Sketch the region in the plane consisting of all points $(x,y)$ such that $|x-y|+|x|-|y| \leq 2$
I could consider the eight parts the plane gets divided into by the $x$-axis, $y$-axis, $y=x$ and $y=-x$, separately and get basic inequalities free from modulus sign. Is there a faster way? Someone suggested that reverse triangle inequality could be used to conclude that $|x-y|+|x|-|y| \leq 2 \implies |y| \geq|x|-1$ but I think the graphs of these two inequalities could be different because we don't know if the latter inequality is as strong as the former.
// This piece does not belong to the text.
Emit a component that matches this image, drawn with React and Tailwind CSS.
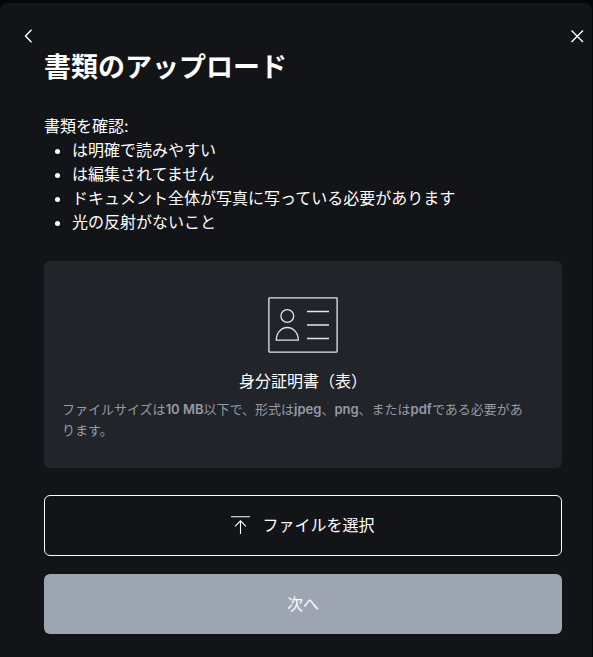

Just as $y\geq1 \implies y\geq2$ but the graphs are obviously different.
Just consider four cases:
$x\geq0,$ $y\geq0$;
$x\geq0$, $y\leq0$;
$x\leq0$, $y\geq0$ and
$x\leq0$, $y\leq0.$
For example, in the first case for $x-y\geq0$ we obtain $$x-1\leq y\leq x.$$
For $x\leq y$ we obtain $0\leq 2$, which says that all $y\geq x$ is valid.
Id est, we got a figure is bounded by $x=0$, $y=0$ and $y=x-1$, where $x\geq0$ and $y\geq0.$